_Exercise aim_. Copy all lines that contain the word "this".

>> START

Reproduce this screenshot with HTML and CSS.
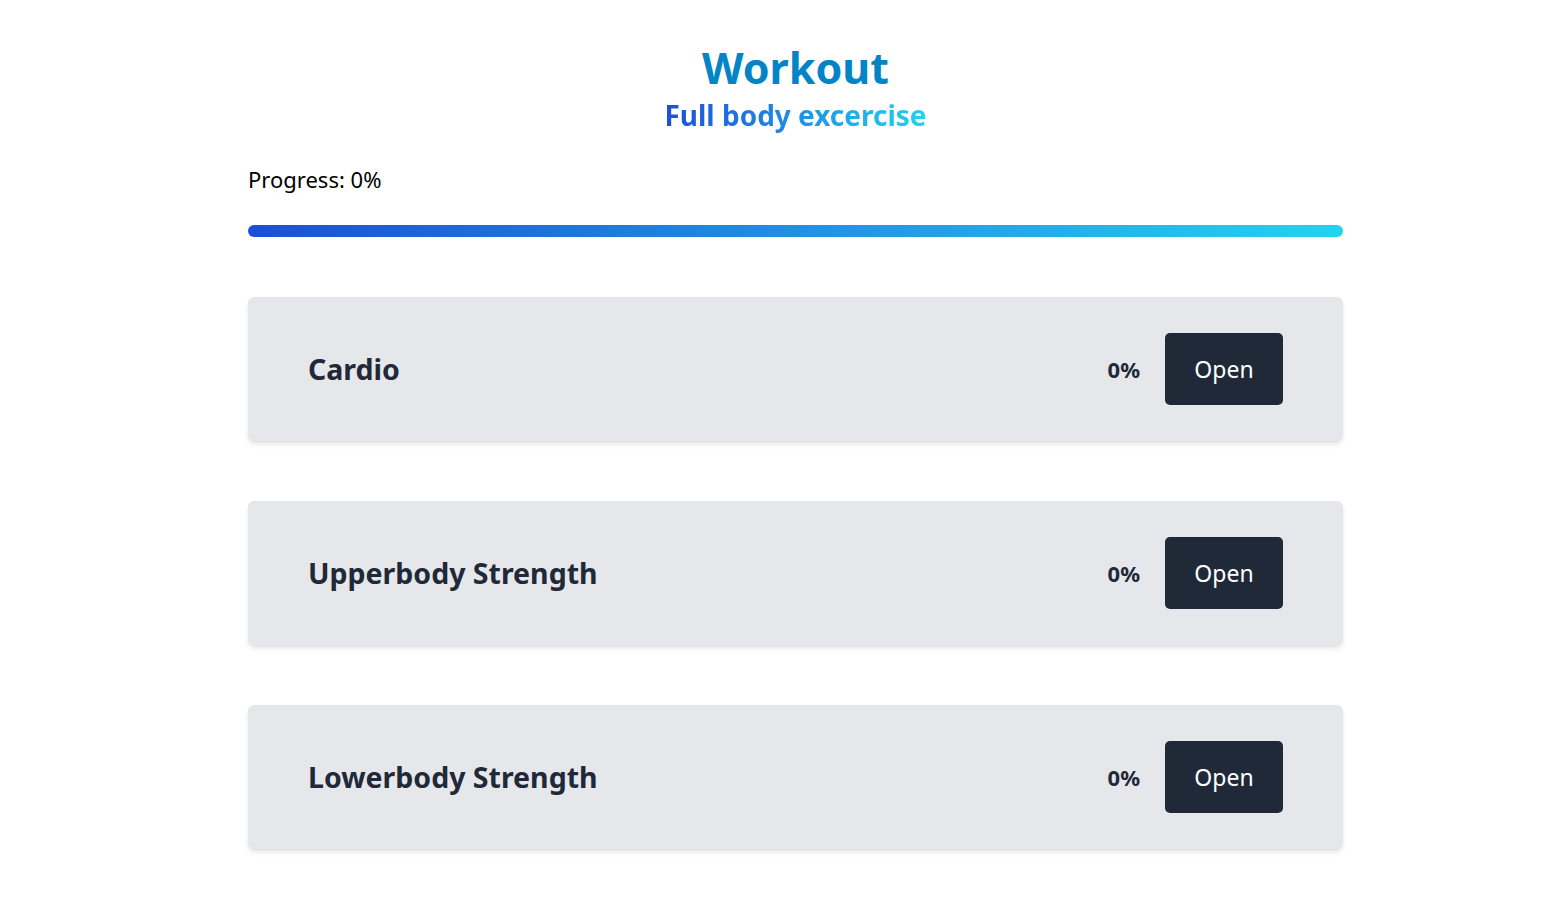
FILE: index.html
```html
<!DOCTYPE html>
<html>
<head>
<meta charset="utf-8">
<link rel="stylesheet" href="styles.css">
</head>
<body>
<main class="page">
  <header class="header">
    <h1 class="title">Workout</h1>
    <h2 class="subtitle">Full body excercise</h2>
  </header>
  <p class="progress-label">Progress: 0%</p>
  <div class="progress-bar"></div>
  <section class="list">
    <div class="card">
      <span class="card-title">Cardio</span>
      <div class="card-right">
        <span class="pct">0%</span>
        <button class="btn">Open</button>
      </div>
    </div>
    <div class="card">
      <span class="card-title">Upperbody Strength</span>
      <div class="card-right">
        <span class="pct">0%</span>
        <button class="btn">Open</button>
      </div>
    </div>
    <div class="card">
      <span class="card-title">Lowerbody Strength</span>
      <div class="card-right">
        <span class="pct">0%</span>
        <button class="btn">Open</button>
      </div>
    </div>
  </section>
</main>
</body>
</html>
```

FILE: styles.css
```css
html, body {
  margin: 0;
  padding: 0;
  background: #ffffff;
}
body {
  font-family: "Noto Sans", "Open Sans", sans-serif;
  color: #000;
}
.page {
  width: 1095px;
  margin-left: 248px;
  padding-top: 40px;
  padding-bottom: 50px;
}
.header {
  display: flex;
  flex-direction: column;
  align-items: center;
}
.title {
  margin: 0;
  font-size: 43px;
  line-height: 56px;
  font-weight: 700;
  color: #0284c7;
}
.subtitle {
  margin: 0;
  font-size: 28px;
  line-height: 38px;
  font-weight: 700;
  background: linear-gradient(to right, #1d4ed8, #22d3ee);
  -webkit-background-clip: text;
  background-clip: text;
  color: transparent;
}
.progress-label {
  margin: 30px 0 0 0;
  font-size: 22px;
  line-height: 30px;
}
.progress-bar {
  margin-top: 31px;
  height: 12px;
  border-radius: 9999px;
  background: linear-gradient(to right, #1d4ed8, #22d3ee);
}
.list {
  margin-top: 60px;
  display: flex;
  flex-direction: column;
  gap: 60px;
}
.card {
  display: flex;
  align-items: center;
  justify-content: space-between;
  height: 144px;
  box-sizing: border-box;
  padding: 0 60px;
  background: #e5e7eb;
  border-radius: 6px;
  box-shadow: 0 4px 6px -1px rgba(0,0,0,0.1), 0 2px 4px -2px rgba(0,0,0,0.1);
}
.card-title {
  font-size: 28.5px;
  font-weight: 700;
  color: #1f2937;
}
.card-right {
  display: flex;
  align-items: center;
  gap: 25px;
}
.pct {
  font-size: 22px;
  font-weight: 700;
  color: #1f2937;
}
.btn {
  width: 118px;
  height: 72px;
  border: none;
  border-radius: 5px;
  background: #1f2937;
  color: #ffffff;
  font-family: "Noto Sans", "Open Sans", sans-serif;
  font-size: 23px;
  padding: 0;
}
```
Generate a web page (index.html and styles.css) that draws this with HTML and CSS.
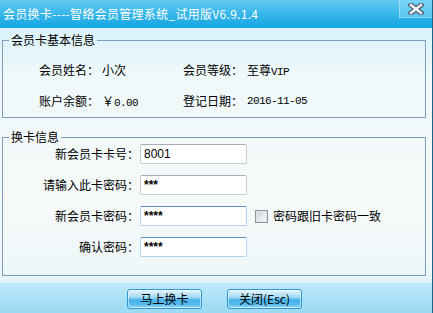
FILE: index.html
```html
<!DOCTYPE html>
<html lang="zh-CN">
<head>
    <meta charset="UTF-8">
    <title>会员换卡</title>
    <link rel="stylesheet" href="styles.css">
</head>
<body>
    <div class="window">
        <div class="titlebar">
            <span class="title">会员换卡----智络会员管理系统_试用版V6.9.1.4</span>
            <span class="close">
                <svg width="16" height="12" viewBox="0 0 16 12">
                    <path d="M3 2 L13 10 M13 2 L3 10" stroke="#4a5a66" stroke-width="5" stroke-linecap="square"/>
                    <path d="M3 2 L13 10 M13 2 L3 10" stroke="#eef2f4" stroke-width="2.6" stroke-linecap="square"/>
                </svg>
            </span>
        </div>
        <div class="main">
            <fieldset class="group basic">
                <legend>会员卡基本信息</legend>
                <div class="info-grid">
                    <span>会员姓名：</span><span>小次</span>
                    <span>会员等级：</span><span>至尊<span class="num">VIP</span></span>
                    <span>账户余额：</span><span>￥<span class="num">0.00</span></span>
                    <span>登记日期：</span><span class="num">2016-11-05</span>
                </div>
            </fieldset>
            <fieldset class="group change">
                <legend>换卡信息</legend>
                <div class="form-grid">
                    <label>新会员卡卡号：</label>
                    <div class="field">8001</div>
                    <span></span>
                    <label>请输入此卡密码：</label>
                    <div class="field pwd">***</div>
                    <span></span>
                    <label>新会员卡密码：</label>
                    <div class="field pwd blue">****</div>
                    <div class="check"><span class="box"></span>密码跟旧卡密码一致</div>
                    <label>确认密码：</label>
                    <div class="field pwd blue">****</div>
                    <span></span>
                </div>
            </fieldset>
        </div>
        <div class="footer">
            <button type="button" class="btn">马上换卡</button>
            <button type="button" class="btn">关闭(Esc)</button>
        </div>
    </div>
</body>
</html>
```

FILE: styles.css
```css
body {
    margin: 0;
    padding: 0;
    font-family: "Noto Sans CJK SC", "Liberation Sans", sans-serif;
    font-size: 12px;
    color: #000;
    background: #fff;
}
.window {
    width: 432px;
    height: 313px;
    border-right: 1px solid #1b6586;
    display: flex;
    flex-direction: column;
    overflow: hidden;
}
.titlebar {
    height: 28px;
    flex: none;
    display: flex;
    justify-content: space-between;
    align-items: flex-start;
    background: linear-gradient(#66cbf2, #3bb7ea 45%, #12a6e3);
}
.title {
    color: #fff;
    line-height: 28px;
    padding-left: 3px;
    letter-spacing: 0.3px;
}
.close {
    width: 32px;
    height: 17px;
    margin-left: auto;
    display: flex;
    justify-content: center;
    align-items: center;
    background: linear-gradient(#7ad3f5, #5cc6f1);
    border-left: 1px solid #9ddcf6;
    border-bottom: 1px solid #8fd5f3;
}
.main {
    flex: 1;
    padding: 5px 6px 0 2px;
    background: linear-gradient(#d9f2fb, #eff8fa 18%, #f6f9f9 70%, #eef7f9 96%, #e2f3f9);
}
.group {
    margin: 0;
    padding: 0;
    border: 1px solid #7b9ebf;
}
.group legend {
    margin-left: 6px;
    padding: 0 2px;
    line-height: 14px;
}
.basic {
    padding: 13px 0 6px 0;
}
.info-grid {
    display: grid;
    grid-template-columns: 63px 81px 64px auto;
    grid-auto-rows: 20px;
    row-gap: 11px;
    line-height: 20px;
    padding-left: 36px;
}
.num {
    font-family: "Liberation Mono", monospace;
    font-size: 11px;
    letter-spacing: -0.6px;
}
.change {
    margin-top: 12px;
    padding: 0 0 18px 0;
}
.form-grid {
    display: grid;
    grid-template-columns: 137px 107px auto;
    grid-auto-rows: 20px;
    row-gap: 11px;
    column-gap: 0;
    align-items: center;
}
.form-grid label {
    text-align: right;
    line-height: 20px;
    padding-right: 1px;
}
.field {
    height: 20px;
    box-sizing: border-box;
    border: 1px solid #c8cdd2;
    border-top-color: #a9afb6;
    border-radius: 2px;
    background: #fff;
    padding-left: 3px;
    font-family: "Liberation Sans", sans-serif;
    font-size: 12px;
    line-height: 18px;
}
.field.blue {
    border-color: #b4d3ee;
    border-top-color: #5b8fc4;
}
.pwd {
    font-weight: bold;
}
.check {
    display: flex;
    align-items: center;
    margin-left: 8px;
    line-height: 20px;
}
.check .box {
    width: 11px;
    height: 11px;
    border: 1px solid #8d959c;
    background: linear-gradient(135deg, #c9cdd0, #eef0f1 70%, #f8f9f9);
    box-shadow: inset 0 0 0 1px #e4e6e8;
    margin-right: 5px;
}
.footer {
    height: 30px;
    flex: none;
    display: flex;
    gap: 25px;
    padding: 6px 0 0 127px;
    box-sizing: border-box;
    background: linear-gradient(#c0eafa, #a8e0f6 60%, #9bd9f4);
}
.btn {
    width: 75px;
    height: 20px;
    padding: 0;
    border: 1px solid #2f97d6;
    border-radius: 3px;
    font-family: "Noto Sans CJK SC", sans-serif;
    font-size: 12px;
    line-height: 18px;
    color: #000;
    cursor: pointer;
    background: linear-gradient(#e4f5fd, #a4dbf5 40%, #47b3eb 55%, #55bbee 80%, #9fdcf5);
    box-shadow: inset 0 0 0 1px rgba(255, 255, 255, 0.5);
}
.btn:hover {
    background: linear-gradient(#f0fafe, #b8e4f8 40%, #5cc0ef 55%, #6cc6f0 80%, #b0e4f8);
}
```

>> END

_Complete response_.
Reproduce this screenshot with HTML and CSS.
Generate a web page (index.html and styles.css) that draws this with HTML and CSS.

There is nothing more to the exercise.